Desconozco cuál es el mecanismo mental (o el estado psicotrópico) que lleva a alguien a pagar una entrada con el objetivo de no escuchar el concierto en cuestión y así turbar tanto a los profesionales que lo interpretan como a la audiencia que les pretende escuchar. Entiendo que la audición de una Jam no exija el mismo silencio sepulcral que la interminable conclusión de la Novena de Mahler (de hecho, no concebimos un concierto de jazz o rock sin el añadido del tintineo de cristal o el coro popular que surge de la grada), pero existe una distancia sideral entre un murmullo y dicha tabarra. La grosería es aún más supina si se piensa en que el trío de músicos en cuestión se cascó un concierto de casi dos horas de canciones por el que, me jugaría el escaso patrimonio del que dispongo, debieron cobrar poco más de cincuenta euros (o un tanto por ciento raquítico de las ganancias obtenidas por las bebidas durante la velada).

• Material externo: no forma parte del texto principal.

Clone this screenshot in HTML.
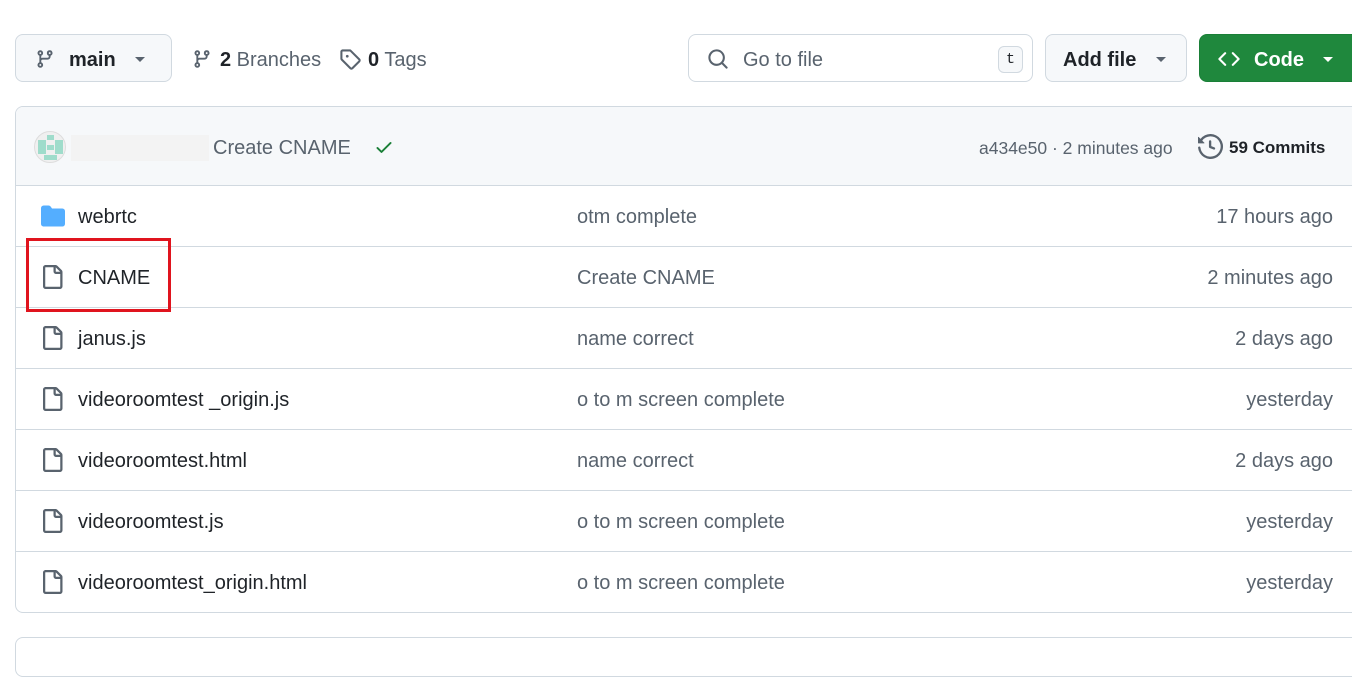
<!DOCTYPE html>
<html><head><meta charset="utf-8"><style>
*{box-sizing:border-box;margin:0;padding:0}
body{width:1352px;height:645px;overflow:hidden;background:#fff;font-family:"Liberation Sans","DejaVu Sans",sans-serif;color:#1f2328;position:relative}
.a{position:absolute}
.btn{position:absolute;border:1px solid #d1d9e0;border-radius:8px;background:#f6f8fa;height:48px;top:34px}
.t{position:absolute;font-size:20px;white-space:nowrap}
.row{position:absolute;left:16px;width:1340px;height:61px;border-top:1px solid #d1d9e0}
.row .n{left:62px;top:20px;color:#1f2328}
.row .m{left:561px;top:20px;color:#59636e}
.row .d{right:23px;top:20px;color:#59636e}
.row svg{position:absolute;left:24px;top:18px}
</style></head><body>
<div class="btn" style="left:15px;width:157px"></div>
<svg class="a" style="left:35px;top:48px" width="20" height="22" viewBox="0 0 16 16" fill="#59636e"><path d="M9.5 3.25a2.25 2.25 0 1 1 3 2.122V6A2.5 2.5 0 0 1 10 8.5H6a1 1 0 0 0-1 1v1.128a2.251 2.251 0 1 1-1.5 0V5.372a2.25 2.25 0 1 1 1.5 0v1.836A2.493 2.493 0 0 1 6 7h4a1 1 0 0 0 1-1v-.628A2.25 2.25 0 0 1 9.5 3.25Zm-6 0a.75.75 0 1 0 1.5 0 .75.75 0 0 0-1.5 0Zm8.25-.75a.75.75 0 1 0 0 1.5.75.75 0 0 0 0-1.5ZM4.25 12a.75.75 0 1 0 0 1.5.75.75 0 0 0 0-1.5Z"/></svg>
<div class="t" style="left:69px;top:49px;font-weight:bold">main</div>
<div class="a" style="left:135px;top:57px;border:5px solid transparent;border-top:5px solid #59636e"></div>
<svg class="a" style="left:192px;top:48px" width="20" height="22" viewBox="0 0 16 16" fill="#59636e"><path d="M9.5 3.25a2.25 2.25 0 1 1 3 2.122V6A2.5 2.5 0 0 1 10 8.5H6a1 1 0 0 0-1 1v1.128a2.251 2.251 0 1 1-1.5 0V5.372a2.25 2.25 0 1 1 1.5 0v1.836A2.493 2.493 0 0 1 6 7h4a1 1 0 0 0 1-1v-.628A2.25 2.25 0 0 1 9.5 3.25Zm-6 0a.75.75 0 1 0 1.5 0 .75.75 0 0 0-1.5 0Zm8.25-.75a.75.75 0 1 0 0 1.5.75.75 0 0 0 0-1.5ZM4.25 12a.75.75 0 1 0 0 1.5.75.75 0 0 0 0-1.5Z"/></svg>
<div class="t" style="left:220px;top:49px;color:#59636e"><b style="color:#1f2328">2</b> Branches</div>
<svg class="a" style="left:339px;top:48px" width="22" height="22" viewBox="0 0 16 16" fill="#59636e"><path d="M1 7.775V2.75C1 1.784 1.784 1 2.750 1h5.025c.464 0 .91.184 1.238.513l6.25 6.25a1.75 1.75 0 0 1 0 2.474l-5.026 5.026a1.75 1.75 0 0 1-2.474 0l-6.25-6.25A1.752 1.752 0 0 1 1 7.775Zm1.5 0c0 .066.026.13.073.177l6.25 6.25a.25.25 0 0 0 .354 0l5.025-5.025a.25.25 0 0 0 0-.354l-6.25-6.25a.25.25 0 0 0-.177-.073H2.75a.25.25 0 0 0-.25.25ZM6 5a1 1 0 1 1 0 2 1 1 0 0 1 0-2Z"/></svg>
<div class="t" style="left:368px;top:49px;color:#59636e"><b style="color:#1f2328">0</b> Tags</div>

<div class="btn" style="left:688px;width:345px;background:#fff"></div>
<svg class="a" style="left:707px;top:48px" width="22" height="22" viewBox="0 0 16 16" fill="#59636e"><path d="M10.68 11.74a6 6 0 0 1-7.922-8.982 6 6 0 0 1 8.982 7.922l3.04 3.04a.749.749 0 1 1-1.06 1.06ZM11.5 7a4.499 4.499 0 1 0-8.997 0A4.499 4.499 0 0 0 11.5 7Z"/></svg>
<div class="t" style="left:743px;top:49px;color:#59636e">Go to file</div>
<div class="a" style="left:998px;top:46px;width:25px;height:27px;border:1px solid #d1d9e0;border-radius:6px;background:#f6f8fa;font-family:'Liberation Mono',monospace;font-size:15px;text-align:center;line-height:25px;color:#1f2328">t</div>

<div class="btn" style="left:1045px;width:142px"></div>
<div class="t" style="left:1063px;top:49px;font-weight:bold">Add file</div>
<div class="a" style="left:1156px;top:57px;border:5px solid transparent;border-top:5px solid #59636e"></div>

<div class="btn" style="left:1199px;width:170px;background:#1f883d;border-color:#1a7f37"></div>
<svg class="a" style="left:1218px;top:48px" width="22" height="22" viewBox="0 0 16 16" fill="#fff"><path d="m11.28 3.22 4.25 4.25a.75.75 0 0 1 0 1.06l-4.25 4.25a.749.749 0 0 1-1.275-.326.749.749 0 0 1 .215-.734L13.94 8l-3.72-3.720a.749.749 0 0 1 .326-1.275.749.749 0 0 1 .734.215Zm-6.56 0a.751.751 0 0 1 1.042.018.751.751 0 0 1 .018 1.042L2.06 8l3.72 3.72a.749.749 0 0 1-.326 1.275.749.749 0 0 1-.734-.215L.47 8.53a.75.75 0 0 1 0-1.06Z"/></svg>
<div class="t" style="left:1254px;top:49px;font-weight:bold;color:#fff">Code</div>
<div class="a" style="left:1323px;top:57px;border:5px solid transparent;border-top:5px solid #fff"></div>

<div class="a" style="left:15px;top:106px;width:1360px;height:507px;border:1px solid #d1d9e0;border-radius:8px;overflow:hidden">
 <div class="a" style="left:0;top:0;width:100%;height:79px;background:#f6f8fa"></div>
</div>
<div class="a" style="left:34px;top:131px;width:32px;height:32px;border-radius:50%;background:#f0f0f0;border:1px solid #ddd;overflow:hidden">
 <div class="a" style="left:3px;top:8px;width:8px;height:14px;background:#9fdccb"></div>
 <div class="a" style="left:20px;top:8px;width:8px;height:14px;background:#9fdccb"></div>
 <div class="a" style="left:12px;top:3px;width:7px;height:5px;background:#9fdccb"></div>
 <div class="a" style="left:12px;top:13px;width:7px;height:5px;background:#9fdccb"></div>
 <div class="a" style="left:9px;top:23px;width:13px;height:5px;background:#9fdccb"></div>
</div>
<div class="a" style="left:71px;top:135px;width:138px;height:26px;background:#f3f3f3"></div>
<div class="t" style="left:213px;top:137px;color:#59636e">Create CNAME</div>
<svg class="a" style="left:374px;top:137px" width="20" height="20" viewBox="0 0 16 16" fill="#1a7f37"><path d="M13.78 4.22a.75.75 0 0 1 0 1.06l-7.25 7.25a.75.75 0 0 1-1.06 0L2.22 9.28a.751.751 0 0 1 .018-1.042.751.751 0 0 1 1.042-.018L6 10.94l6.72-6.72a.75.75 0 0 1 1.06 0Z"/></svg>
<div class="t" style="left:979px;top:138px;font-size:17.5px;color:#59636e">a434e50 · 2 minutes ago</div>
<svg class="a" style="left:1198px;top:134px" width="25" height="25" viewBox="0 0 16 16" fill="#59636e"><path d="m.427 1.927 1.215 1.215a8.002 8.002 0 1 1-1.6 5.685.75.75 0 1 1 1.493-.154 6.5 6.5 0 1 0 1.18-4.458l1.358 1.358A.25.25 0 0 1 3.896 6H.25A.25.25 0 0 1 0 5.75V2.104a.25.25 0 0 1 .427-.177ZM7.75 4a.75.75 0 0 1 .75.75v2.992l2.028.812a.75.75 0 0 1-.557 1.392l-2.5-1A.751.751 0 0 1 7 8.25v-3.5A.75.75 0 0 1 7.75 4Z"/></svg>
<div class="t" style="left:1229px;top:138px;font-size:17px;font-weight:bold">59 Commits</div>

<div class="row" style="top:185px"><svg width="26" height="24" viewBox="0 0 16 16" fill="#54aeff"><path d="M1.75 1A1.75 1.75 0 0 0 0 2.75v10.5C0 14.216.784 15 1.75 15h12.5A1.75 1.75 0 0 0 16 13.25v-8.5A1.75 1.75 0 0 0 14.25 3H7.5a.25.25 0 0 1-.2-.1l-.9-1.2C6.07 1.26 5.55 1 5 1H1.75Z"/></svg><div class="t n">webrtc</div><div class="t m">otm complete</div><div class="t d">17 hours ago</div></div>
<div class="row" style="top:246px"><svg width="24" height="24" viewBox="0 0 16 16" fill="#59636e"><path d="M2 1.75C2 .784 2.784 0 3.75 0h6.586c.464 0 .909.184 1.237.513l2.914 2.914c.329.328.513.773.513 1.237v9.586A1.75 1.75 0 0 1 13.25 16h-9.5A1.75 1.75 0 0 1 2 14.25Zm1.75-.25a.25.25 0 0 0-.25.25v12.5c0 .138.112.25.25.25h9.5a.25.25 0 0 0 .25-.25V6h-2.75A1.75 1.75 0 0 1 9 4.25V1.5Zm6.75.062V4.25c0 .138.112.25.25.25h2.688l-.011-.013-2.914-2.914-.013-.011Z"/></svg><div class="t n">CNAME</div><div class="t m">Create CNAME</div><div class="t d">2 minutes ago</div></div>
<div class="row" style="top:307px"><svg width="24" height="24" viewBox="0 0 16 16" fill="#59636e"><path d="M2 1.75C2 .784 2.784 0 3.75 0h6.586c.464 0 .909.184 1.237.513l2.914 2.914c.329.328.513.773.513 1.237v9.586A1.75 1.75 0 0 1 13.25 16h-9.5A1.75 1.75 0 0 1 2 14.25Zm1.75-.25a.25.25 0 0 0-.25.25v12.5c0 .138.112.25.25.25h9.5a.25.25 0 0 0 .25-.25V6h-2.75A1.75 1.75 0 0 1 9 4.25V1.5Zm6.75.062V4.25c0 .138.112.25.25.25h2.688l-.011-.013-2.914-2.914-.013-.011Z"/></svg><div class="t n">janus.js</div><div class="t m">name correct</div><div class="t d">2 days ago</div></div>
<div class="row" style="top:368px"><svg width="24" height="24" viewBox="0 0 16 16" fill="#59636e"><path d="M2 1.75C2 .784 2.784 0 3.75 0h6.586c.464 0 .909.184 1.237.513l2.914 2.914c.329.328.513.773.513 1.237v9.586A1.75 1.75 0 0 1 13.25 16h-9.5A1.75 1.75 0 0 1 2 14.25Zm1.75-.25a.25.25 0 0 0-.25.25v12.5c0 .138.112.25.25.25h9.5a.25.25 0 0 0 .25-.25V6h-2.75A1.75 1.75 0 0 1 9 4.25V1.5Zm6.75.062V4.25c0 .138.112.25.25.25h2.688l-.011-.013-2.914-2.914-.013-.011Z"/></svg><div class="t n">videoroomtest _origin.js</div><div class="t m">o to m screen complete</div><div class="t d">yesterday</div></div>
<div class="row" style="top:429px"><svg width="24" height="24" viewBox="0 0 16 16" fill="#59636e"><path d="M2 1.75C2 .784 2.784 0 3.75 0h6.586c.464 0 .909.184 1.237.513l2.914 2.914c.329.328.513.773.513 1.237v9.586A1.75 1.75 0 0 1 13.25 16h-9.5A1.75 1.75 0 0 1 2 14.25Zm1.75-.25a.25.25 0 0 0-.25.25v12.5c0 .138.112.25.25.25h9.5a.25.25 0 0 0 .25-.25V6h-2.75A1.75 1.75 0 0 1 9 4.25V1.5Zm6.75.062V4.25c0 .138.112.25.25.25h2.688l-.011-.013-2.914-2.914-.013-.011Z"/></svg><div class="t n">videoroomtest.html</div><div class="t m">name correct</div><div class="t d">2 days ago</div></div>
<div class="row" style="top:490px"><svg width="24" height="24" viewBox="0 0 16 16" fill="#59636e"><path d="M2 1.75C2 .784 2.784 0 3.75 0h6.586c.464 0 .909.184 1.237.513l2.914 2.914c.329.328.513.773.513 1.237v9.586A1.75 1.75 0 0 1 13.25 16h-9.5A1.75 1.75 0 0 1 2 14.25Zm1.75-.25a.25.25 0 0 0-.25.25v12.5c0 .138.112.25.25.25h9.5a.25.25 0 0 0 .25-.25V6h-2.75A1.75 1.75 0 0 1 9 4.25V1.5Zm6.75.062V4.25c0 .138.112.25.25.25h2.688l-.011-.013-2.914-2.914-.013-.011Z"/></svg><div class="t n">videoroomtest.js</div><div class="t m">o to m screen complete</div><div class="t d">yesterday</div></div>
<div class="row" style="top:551px"><svg width="24" height="24" viewBox="0 0 16 16" fill="#59636e"><path d="M2 1.75C2 .784 2.784 0 3.75 0h6.586c.464 0 .909.184 1.237.513l2.914 2.914c.329.328.513.773.513 1.237v9.586A1.75 1.75 0 0 1 13.25 16h-9.5A1.75 1.75 0 0 1 2 14.25Zm1.75-.25a.25.25 0 0 0-.25.25v12.5c0 .138.112.25.25.25h9.5a.25.25 0 0 0 .25-.25V6h-2.75A1.75 1.75 0 0 1 9 4.25V1.5Zm6.75.062V4.25c0 .138.112.25.25.25h2.688l-.011-.013-2.914-2.914-.013-.011Z"/></svg><div class="t n">videoroomtest_origin.html</div><div class="t m">o to m screen complete</div><div class="t d">yesterday</div></div>

<div class="a" style="left:26px;top:238px;width:145px;height:74px;border:3px solid #e0141e"></div>
<div class="a" style="left:15px;top:637px;width:1360px;height:40px;border:1px solid #d1d9e0;border-radius:8px"></div>
</body></html>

Los melómanos catalanes tienen el dudoso honor de ser uno de los públicos de Europa más irrespetuosos con los músicos
En ocasiones como ésta siento mucha vergüenza de ser catalán, y no sólo porque ponga de manifiesto nuestra supina mala educación a la hora de mostrar respeto hacia la labor titánica de nuestros músicos, sino también por esa cínica habitud que tenemos de indignarnos sin remediarlo. Porque lo correcto, más allá de este artículo, hubiera sido dirigirse amablemente a los conciudadanos en cuestión para pedirles, con la máxima educación posible, que hicieran el fotut favor de chapar la puta boca y tener un poco de respeto por los músicos. Pero ya sabéis lo de la pobre, sucia, triste y sobre todo cobarde tierra. Sea como fuere, ahora que se acercan los buenos propósitos navideños, abandonaré los deseos irrealizables (como la liberación de la nación o que me bajen el alquiler) para centrarme en una pretensión tan simple como que la gente agradezca arte de nuestros músicos a base de callar y escuchar.
De hecho, aprovechemos para aplicarlo a todos los terrenos posibles de la vida. Callemos y escuchemos, que nos irá todo mejor. Y que tengáis todos unas Felices Fiestas, adorados y fieles lectores de esta nuestra Punyalada.